Israeli society does not want the Shin Bet to fail to stop terror attacks because its investigators were afraid to press too hard lest they be criminally investigated – much starker consequences than deciding whether to criminally investigate police violations, which happens frequently in this country.

But when nearly 1,000 complaints since 2001 go without a single full investigation, and Modgavrishvili, after 16 months (or longer depending on how one counts), continues that record, faith in her having fundamentally altered the investigations could be low.

Might Modgavrishvili be further pushed by the court to open more criminal investigations? In July 2015, the High Court, in an unusually blunt exchange and directive, though not an official court order, demanded that the state give broader explanations of its justifications for the Shin Bet admitting to having used enhanced interrogation techniques against A.A.G. (with PCATI listing the “techniques” as harsh beatings, being placed in the “banana” position which painfully pressures the back and other body parts, pressure on his fingers, and many others).

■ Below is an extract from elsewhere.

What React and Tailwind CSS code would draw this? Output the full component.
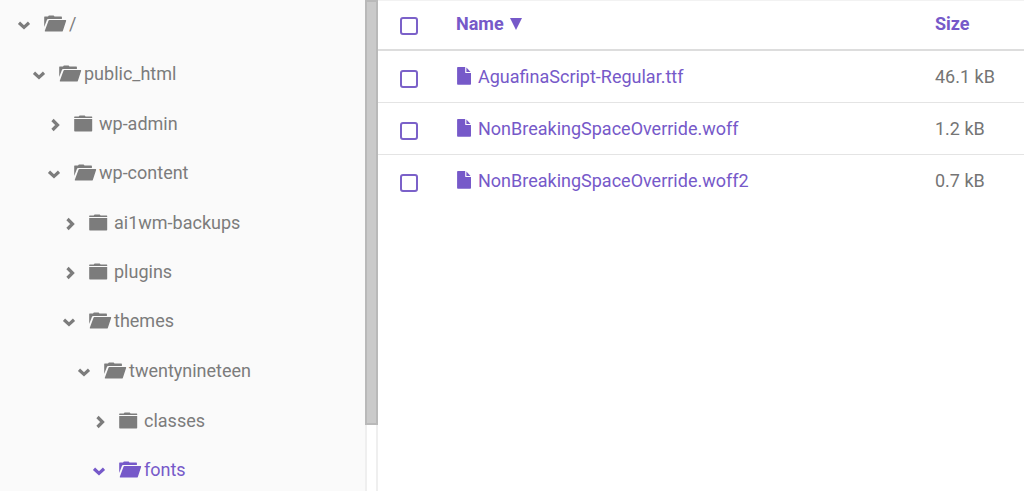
import React, { useState } from 'react';

const TREE = {
  name: '/',
  open: true,
  children: [
    {
      name: 'public_html',
      open: true,
      children: [
        { name: 'wp-admin' },
        {
          name: 'wp-content',
          open: true,
          children: [
            { name: 'ai1wm-backups' },
            { name: 'plugins' },
            {
              name: 'themes',
              open: true,
              children: [
                {
                  name: 'twentynineteen',
                  open: true,
                  children: [{ name: 'classes' }, { name: 'fonts', open: true, active: true }],
                },
              ],
            },
          ],
        },
      ],
    },
  ],
};

const FILES = [
  { name: 'AguafinaScript-Regular.ttf', size: '46.1 kB' },
  { name: 'NonBreakingSpaceOverride.woff', size: '1.2 kB' },
  { name: 'NonBreakingSpaceOverride.woff2', size: '0.7 kB' },
];

const Chevron = ({ open }) => (
  <svg viewBox="0 0 14 14" className="h-[14px] w-[14px]" fill="none" stroke="currentColor" strokeWidth="3.2">
    {open ? <path d="M2 4.800 7 9.400l5-4.600" /> : <path d="M5.500 2 10.500 7 5.500 12" />}
  </svg>
);

const FolderIcon = ({ open }) => (
  <svg viewBox="0 0 24 18" className="h-[18px] w-6" fill="currentColor">
    {open ? (
      <>
        <path d="M.2 2q0-.5.500-.5H4l.9-1h4.700l.9 1h6.800q.6 0 .6.600v1.900H4.200q-1 0-1.300.9L.2 12z" />
        <path d="M4.400 6q.3-.9 1-.9h16.200q.8 0 .5.800l-3.200 9.800q-.3.900-1 .9H1.300q-.8 0-.5-.8z" />
      </>
    ) : (
      <>
        <path d="M.2 3V2q0-.6.500-.6h4L5.600.5h5.100l.9.900h6.100q.5 0 .5.600v1z" />
        <path d="M.2 4.100h18v11.700q0 .7-.7.700H.9q-.7 0-.7-.7z" />
      </>
    )}
  </svg>
);

const FileIcon = () => (
  <svg viewBox="0 0 14 18" className="h-[18px] w-[14px] shrink-0" fill="currentColor">
    <path d="M.9 0h7.300v5.200q0 .9.900.9H14v10.900q0 .8-.8.800H.9q-.8 0-.8-.8V.8Q.1 0 .9 0z" />
    <path d="M9.400.6 13.600 4.900H9.400z" />
  </svg>
);

const Checkbox = ({ label, checked, onChange }) => (
  <input
    type="checkbox"
    aria-label={label}
    checked={checked}
    onChange={onChange}
    className="mt-1 block h-[18px] w-[18px] appearance-none rounded-[3px] border-2 border-[#7b61c9] bg-white checked:bg-[#7b61c9]"
  />
);

function TreeNode({ node }) {
  const [open, setOpen] = useState(!!node.open);

  return (
    <li>
      <div className={`flex h-[49px] items-center pb-0.5 ${node.active ? 'text-[#7659c9]' : 'text-[#7c7c7c]'}`}>
        <button type="button" aria-label={`Toggle ${node.name}`} onClick={() => setOpen(!open)} className="mr-[13px] pt-0.5">
          <Chevron open={open} />
        </button>
        <a href="#" className="flex items-center gap-px">
          <FolderIcon open={open} />
          <span>{node.name}</span>
        </a>
      </div>
      {open && node.children && (
        <ul className="pt-px pl-[15px]">
          {node.children.map((child) => (
            <TreeNode key={child.name} node={child} />
          ))}
        </ul>
      )}
    </li>
  );
}

export default function App() {
  const [selected, setSelected] = useState([]);

  const toggle = (name) => {
    setSelected(selected.includes(name) ? selected.filter((n) => n !== name) : [...selected, name]);
  };

  const toggleAll = () => {
    setSelected(selected.length === FILES.length ? [] : FILES.map((f) => f.name));
  };

  return (
    <div className="flex h-screen bg-white font-['Roboto',sans-serif] text-lg text-[#757575]">
      <nav className="w-[365px] shrink-0 overflow-hidden bg-[#fafafa] pl-[17px]">
        <ul>
          <TreeNode node={TREE} />
        </ul>
      </nav>

      {/* Tree scrollbar */}
      <div className="w-[13px] shrink-0 border-x-2 border-[#efefef] bg-white">
        <div className="-mx-[2px] h-[425px] border-2 border-[#b9b9b9] bg-[#cacaca]" />
      </div>

      <main className="min-w-0 flex-1 border-t border-[#f2f2f2]">
        <table className="w-full table-fixed border-collapse text-left">
          <thead>
            <tr className="h-[49px] border-b-2 border-[#dddddd] text-[#7659c9]">
              <th className="w-[78px] pb-[3px] pl-[22px]">
                <Checkbox label="Select all" checked={selected.length === FILES.length} onChange={toggleAll} />
              </th>
              <th className="pb-[3px] font-bold">
                <button type="button" className="flex items-center gap-[6px]">
                  Name
                  <svg viewBox="0 0 12 12" className="h-3 w-3" fill="currentColor">
                    <path d="M0 0h12L6 12z" />
                  </svg>
                </button>
              </th>
              <th className="w-[89px] pb-[3px] font-bold">Size</th>
            </tr>
          </thead>
          <tbody>
            {FILES.map((file) => (
              <tr key={file.name} className="h-[52px] border-b border-[#e4e4e4] last:border-b-0">
                <td className="pt-[2px] pl-[22px]">
                  <Checkbox label={file.name} checked={selected.includes(file.name)} onChange={() => toggle(file.name)} />
                </td>
                <td className="pt-[2px]">
                  <a href="#" className="flex items-center gap-[7px] pl-px text-[#7659c9]">
                    <span className="pb-0.5">
                      <FileIcon />
                    </span>
                    {file.name}
                  </a>
                </td>
                <td className="pt-[2px]">{file.size}</td>
              </tr>
            ))}
          </tbody>
        </table>
      </main>
    </div>
  );
}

Modgavrishvili has apparently given a paraphrase of the justifications to PCATI, but neither the Justice Ministry nor PCATI provided the paraphrase to the Post, despite requests for a copy.

The state is due in November to respond to a petition to explain the justifications of another case where an IDF Judea military court has already ruled that the IDF used enhanced interrogation methods against F.T.

The court has still not issued any earth-shattering rulings since Modgavrishvili took over, but some of the above cases may give it that opportunity in the coming months.

It is still unclear how many times current Supreme Court President Miriam Naor will challenge the security establishment, with few examples in her tenure so far, but a Supreme Court history of pushing the Shin Bet toward higher standards.

In the broadest strokes, while Modgavrishvili has moved Shin Bet investigations forward in transparency and shortened the backlog of cases some, absent a new major court ruling, a significant backlog is likely to continue, and it is unlikely that there will be any full criminal investigations.